After reaching free agency for the first time in his career, Brady signed with the Tampa Bay Buccaneers and promptly won the Super Bowl in his first season with the team. At 43 years old, he threw 40 touchdowns and led the Bucs over the Kansas City Chiefs in Super Bowl 55.
Brady finished second in the MVP race after the 2021 campaign. However, Tampa lost to the eventual Super Bowl champion Los Angeles Rams in the Divisional Round. With seven Super Bowls under his belt, Brady announced his retirement from the NFL – only to come back 40 days later.
How many years has Brady been in the NFL?
The 2022 season will mark Brady’s 23rd year in the NFL. He spent 20 years with the Patriots, and he’s now entering his third season with the Buccaneers. Brady has started 316 regular-season games, the most of any quarterback in league history.
He’s appeared in 318 total regular-season games, seventh-most in NFL history.
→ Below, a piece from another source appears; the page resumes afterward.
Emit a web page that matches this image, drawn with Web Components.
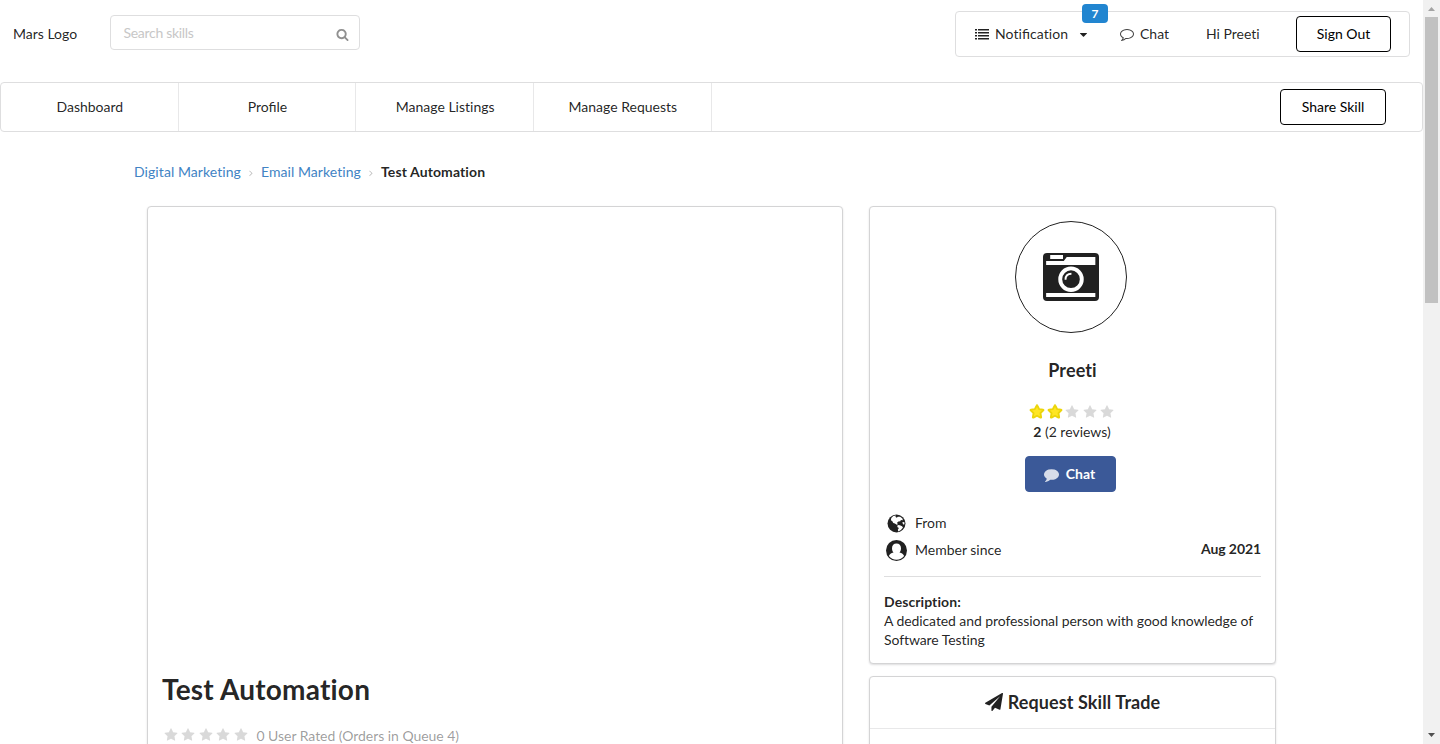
<!DOCTYPE html>
<html lang="en"><head><meta charset="utf-8"><title>Mars</title>
<style>
html,body{margin:0;height:744px;overflow:hidden;background:#fff}
body{font:14px/20px Lato,"Liberation Sans",sans-serif;color:rgba(0,0,0,.87);font-variant-ligatures:none}
</style></head><body>
<mars-page></mars-page>
<script>
const PATHS={
star:'<path d="M1728 647q0 22-26 48l-363 354 86 500q1 7 1 20 0 21-10.5 35.5t-30.5 14.5q-19 0-40-12l-449-236-449 236q-22 12-40 12-21 0-31.5-14.5t-10.5-35.5q0-6 2-20l86-500-364-354q-25-27-25-48 0-37 56-46l502-73 225-455q19-41 49-41t49 41l225 455 502 73q56 9 56 46z"/>',
search:'<path d="M1216 832q0-185-131.5-316.5t-316.5-131.5-316.5 131.5-131.5 316.5 131.5 316.5 316.5 131.5 316.5-131.5 131.5-316.5zm512 832q0 52-38 90t-90 38q-54 0-90-38l-343-342q-179 124-399 124-143 0-273.5-55.5t-225-150-150-225-55.5-273.5 55.5-273.5 150-225 225-150 273.5-55.5 273.5 55.5 225 150 150 225 55.5 273.5q0 220-124 399l343 343q37 37 37 90z"/>',
comment:'<path d="M1792 896q0 174-120 321.5t-326 233-450 85.5q-70 0-145-8-198 175-460 242-49 14-114 22-17 2-30.5-9t-17.5-29v-1q-3-4-.5-12t2-10 4.5-9.5l6-9 7-8.5 8-9q7-8 31-34.5t34.5-38 31-39.5 32.5-51 27-59 26-76q-157-89-247.5-220t-90.5-281q0-130 71-248.5t191-204.5 286-136.5 348-50.5 348 50.5 286 136.5 191 204.5 71 248.5z"/>',
commento:'<path d="M896 384q-204 0-381.5 69.5t-282 187.5-104.5 255q0 112 71.5 213.5t201.5 175.5l87 50-27 96q-24 91-70 172 152-63 275-171l43-38 57 6q69 8 130 8 204 0 381.5-69.5t282-187.5 104.5-255-104.5-255-282-187.5-381.5-69.5zm896 512q0 174-120 321.5t-326 233-450 85.5q-70 0-145-8-198 175-460 242-49 14-114 22h-5q-15 0-27-10.5t-16-27.5v-1q-3-4-.5-12t2-10 4.5-9.5l6-9 7-8.5 8-9q7-8 31-34.5t34.5-38 31-39.5 32.5-51 27-59 26-76q-157-89-247.5-220t-90.5-281q0-174 120-321.5t326-233 450-85.5 450 85.5 326 233 120 321.5z"/>',
plane:'<path d="M1764 11q33 24 27 64l-256 1536q-5 29-32 45-14 8-31 8-11 0-24-5l-453-185-242 295q-18 23-49 23-13 0-22-4-19-7-30.5-23.5t-11.5-36.5v-349l864-1059-1069 925-395-162q-37-14-40-55-2-40 32-59l1664-960q15-9 32-9 20 0 36 11z"/>',
user:'<circle cx="896" cy="896" r="896"/><path fill="#fff" d="M896 300C1130 300 1280 440 1280 700C1280 850 1230 980 1150 1060C1370 1090 1480 1210 1545 1360C1400 1560 1160 1680 896 1680S392 1560 247 1360C312 1210 422 1090 642 1060C562 980 512 850 512 700C512 440 662 300 896 300Z"/>',
list:'<path d="M0 256h256v192H0zM0 640h256v192H0zM0 1024h256v192H0zM0 1408h256v192H0zM384 256h1408v192H384zM384 640h1408v192H384zM384 1024h1408v192H384zM384 1408h1408v192H384z"/>',
caret:'<path d="M384 640h1024q26 0 45 19t19 45-19 45l-512 512q-19 19-45 19t-45-19L339 749q-19-19-19-45t19-45 45-19z"/>',
angle:'<path d="M1171 960q0 13-10 23l-466 466q-10 10-23 10t-23-10l-50-50q-10-10-10-23t10-23l393-393-393-393q-10-10-10-23t10-23l50-50q10-10 23-10t23 10l466 466q10 10 10 23z"/>',
globe:'<circle cx="896" cy="896" r="768"/><path fill="#fff" d="M620 260L850 215L800 330L910 400L1010 310L1210 330L1400 470L1440 620L1270 590L1220 700L1060 720L940 830L1010 960L920 1010L760 900L620 860L540 700L420 620L450 430ZM1000 1030L1180 1040L1370 1120L1450 1240L1270 1460L1050 1580L1010 1420L1100 1290L960 1190ZM1390 790L1560 760L1580 960L1460 980Z"/>',
camera:'<path fill-rule="evenodd" d="M128 128H1664Q1792 128 1792 256V1536Q1792 1664 1664 1664H128Q0 1664 0 1536V256Q0 128 128 128ZM230 190H640V320H230ZM100 384H665L760 256H1675V512H100ZM100 1411H1675V1539H100Z"/><circle cx="896" cy="965" r="345" fill="none" stroke="#fff" stroke-width="125"/><path d="M720 980Q720 790 910 790" fill="none" stroke="#fff" stroke-width="60"/>'
};
function define(name,css,html){
 const t=document.createElement('template');t.innerHTML=`<style>${css}</style>${html}`;
 customElements.define(name,class extends HTMLElement{constructor(){super();this.attachShadow({mode:'open'}).append(t.content.cloneNode(true))}});
}
customElements.define('mars-icon',class extends HTMLElement{
 connectedCallback(){if(this.shadowRoot)return;const s=this.getAttribute('size')||14;
 this.attachShadow({mode:'open'}).innerHTML=`<style>:host{display:block;flex:none;width:${s}px;height:${s}px}svg{display:block;overflow:visible}</style><svg width="${s}" height="${s}" viewBox="0 0 1792 1792" fill="currentColor">${PATHS[this.getAttribute('name')]}</svg>`}
});
customElements.define('mars-rating',class extends HTMLElement{
 connectedCallback(){if(this.shadowRoot)return;const n=+this.getAttribute('value');
 this.attachShadow({mode:'open'}).innerHTML=`<style>:host{display:flex;gap:3.5px}mars-icon{color:rgba(0,0,0,.15)}.on{color:#ffe623;stroke:#ecd50a;stroke-width:240;stroke-linejoin:round}</style>`+[0,1,2,3,4].map(i=>`<mars-icon name="star" class="${i<n?'on':''}"></mars-icon>`).join('')}
});
define('mars-button',`:host{display:flex;box-sizing:border-box;height:36px;align-items:center;justify-content:center;border:1px solid #000;border-radius:4px;color:#000}`,`<slot></slot>`);
define('mars-card',`:host{display:block;box-sizing:border-box;background:#fff;border:1px solid #d4d4d5;border-radius:4px;box-shadow:0 1px 2px rgba(34,36,38,.15)}`,`<slot></slot>`);
define('mars-header',`
:host{display:flex;box-sizing:border-box;height:82px;align-items:flex-start;padding:11px 13px 0;color:rgba(0,0,0,.87)}
.logo{width:97px;margin-top:13px}
.search{display:flex;box-sizing:border-box;width:250px;height:35px;margin-top:4px;border:1px solid #dededf;border-radius:4px;align-items:center;padding:0 10px 0 12.500px;justify-content:space-between;color:#c7c7c7}
.search span{margin-top:1px;letter-spacing:-.3px}
.search mars-icon{color:#909090;margin-top:3px}
.menu{display:flex;box-sizing:border-box;width:455px;height:46px;margin-left:auto;border:1px solid #dededf;border-radius:4px;align-items:center}
.item{display:flex;align-items:center;position:relative}
.note{box-sizing:border-box;width:164px;padding-left:19px}.note span{margin-left:6px;letter-spacing:.07px}.note i{font-style:normal;font-variant-ligatures:normal;letter-spacing:0}.note .c{margin:0 0 0 10px}
.badge{position:absolute;left:126px;top:-20px;width:26px;height:19px;border-radius:4px;background:#2185d0;color:#fff;font:700 12px/19px Lato,sans-serif;text-align:center}
.chat{width:86px;gap:6px}.chat mars-icon{opacity:.85}.hi{width:90px}mars-button{width:95px}
`,`<div class="logo">Mars Logo</div><div class="search"><span style="letter-spacing:-.29px"></span><span>Search skills</span><mars-icon name="search" size="13"></mars-icon></div>
<div class="menu"><div class="item note"><mars-icon name="list"></mars-icon><span>Noti<i>fi</i>cation</span><mars-icon class="c" name="caret" size="11"></mars-icon><div class="badge">7</div></div>
<div class="item chat"><mars-icon name="commento"></mars-icon>Chat</div><div class="hi">Hi Preeti</div><mars-button>Sign Out</mars-button></div>`.replace('<span style="letter-spacing:-.29px"></span>',''));
define('mars-nav',`:host{display:flex;box-sizing:border-box;height:50px;align-items:center;border:1px solid #dededf;border-radius:4px;padding-right:36px}
.i{width:177.67px;height:48px;line-height:48px;text-align:center;box-sizing:border-box;border-right:1px solid #e8e8e9;padding-left:1px}
.lig{font-variant-ligatures:normal}
mars-button{width:106px;margin-left:auto}`,`<div class="i">Dashboard</div><div class="i lig">Profile</div><div class="i">Manage Listings</div><div class="i">Manage Requests</div><mars-button>Share Skill</mars-button>`);
define('mars-breadcrumb',`:host{display:flex;align-items:center;height:20px;padding:30px 0 24px 134px}
a{color:#4183c4;letter-spacing:.07px}mars-icon{margin:1px 5px 0;color:#bbb}b{font-weight:700;letter-spacing:.11px}`,`<a>Digital Marketing</a><mars-icon name="angle" size="10"></mars-icon><a>Email Marketing</a><mars-icon name="angle" size="10"></mars-icon><b>Test Automation</b>`);
define('mars-profile',`:host{display:flex;flex-direction:column;align-items:center;padding:14px;height:428px}
.avatar{display:flex;flex:none;box-sizing:border-box;width:112px;height:112px;border:1px solid #222;border-radius:50%;align-items:center;justify-content:center;color:#212121;margin-right:3px}
h3{font:700 18px/24px Lato,sans-serif;font-variant-ligatures:none;letter-spacing:.1px;margin:25px 0 23px}
mars-rating{margin-right:.5px}.rev{margin:3px 1px 14px 0}
mars-button{width:91px;background:#3b5998;border-color:#3b5998;color:#fff;font-weight:700;gap:7px;margin-right:4px;box-sizing:border-box;padding-right:2px}
mars-button mars-icon{opacity:.8}
.row{display:flex;align-self:stretch;align-items:center;height:27px}.row .ic{width:24px;margin:2px 7px 0 0;display:flex;justify-content:center}.row b{margin-left:auto;margin-top:-2px;letter-spacing:-.08px}
.first{margin-top:17px}.line{align-self:stretch;border-top:1px solid #dededf;margin-top:13px}
.desc{align-self:stretch;line-height:19px;margin-top:15px}.desc b{letter-spacing:.08px}.desc span{letter-spacing:-.085px}`,
`<div class="avatar"><mars-icon name="camera" size="56"></mars-icon></div><h3>Preeti</h3><mars-rating value="2"></mars-rating><div class="rev"><b>2</b> (2 reviews)</div><mars-button><mars-icon name="comment" size="15"></mars-icon>Chat</mars-button>
<div class="row first"><span class="ic"><mars-icon name="globe" size="21"></mars-icon></span>From</div><div class="row"><span class="ic"><mars-icon name="user" size="21"></mars-icon></span>Member since<b>Aug 2021</b></div><div class="line"></div><div class="desc"><b>Description:</b><br><span>A dedicated and professional person with good knowledge of Software Testing</span></div>`);
define('mars-scrollbar',`:host{display:flex;flex-direction:column;align-items:center;justify-content:space-between;width:17px;height:744px;background:#f1f1f1}
.thumb{width:13px;height:286px;background:#c1c1c1;margin-bottom:auto}svg{display:block;flex:none}`,`<svg width="17" height="17"><path fill="#a3a3a3" d="M5 11h7l-3.500-4z"/></svg><div class="thumb"></div><svg width="17" height="17"><path fill="#505050" d="M5 6h7l-3.500 4z"/></svg>`);
define('mars-page',`:host{display:flex;height:744px;overflow:hidden}main{width:1423px;height:744px;overflow:hidden}
.cols{display:flex;gap:26px;padding-left:147px;align-items:flex-start}.left{width:696px;height:600px;padding:462px 14px 0}
h1{font:700 28px/40px Lato,sans-serif;margin:0;letter-spacing:.2px}.meta{display:flex;align-items:center;gap:9px;color:rgba(0,0,0,.4);margin-top:17px}.meta mars-rating{margin:-2px 0 0 1.500px}.meta span{letter-spacing:-.04px}
.right{display:flex;flex-direction:column;gap:12px;width:407px}.prof{height:458px}.req{height:200px}
.req div{display:flex;box-sizing:border-box;height:52px;padding-bottom:2px;border-bottom:1px solid #e8e8e9;align-items:center;justify-content:center;gap:5px;font:700 18px/24px Lato,sans-serif;letter-spacing:.1px}
h1,.req div{font-variant-ligatures:none}`,
`<main><mars-header></mars-header><mars-nav></mars-nav><mars-breadcrumb></mars-breadcrumb><div class="cols"><mars-card class="left"><h1>Test Automation</h1><div class="meta"><mars-rating value="0"></mars-rating><span>0 User Rated (Orders in Queue 4)</span></div></mars-card>
<div class="right"><mars-card class="prof"><mars-profile></mars-profile></mars-card><mars-card class="req"><div><mars-icon name="plane" size="18"></mars-icon><span>Request Skill Trade</span></div></mars-card></div></div></main><mars-scrollbar></mars-scrollbar>`);
</script></body></html>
If Brady plays at least 12 games in 2022, he’ll pass former Detroit Lions kicker Jason Hanson for sixth on the all-time games played list.
Brady’s win / loss record
Brady has won more games than any other NFL quarterback in history. He’s secured victories in 243 regular-season games and 35 playoff contests (both NFL records). All told, Brady went 243-73 in the regular season, and his 73% winning percentage is the best in league history.
He’ll have a chance to extend that record in 2022, as the Bucs are expected to win double-digit games. At this point, Brady doesn’t have any real competition from a historical perspective. But he can continue to expand his legacy with more victories next year.
Brady’s earnings over his 22-year career
Brady is the highest-earning quarterback in NFL history. That’s perhaps unsurprising given his performance, accolades, and era in which he played. Thus far, Brady has raked in nearly $ 303 million.
After returning from retirement earlier this year, Brady signed a new one-year contract with Tampa Bay. The fresh pact is nominally for $ 15 million, but plenty of prorated money is left in future years of his deal. Brady’s cap number for 2023 is just $ 11.896 million.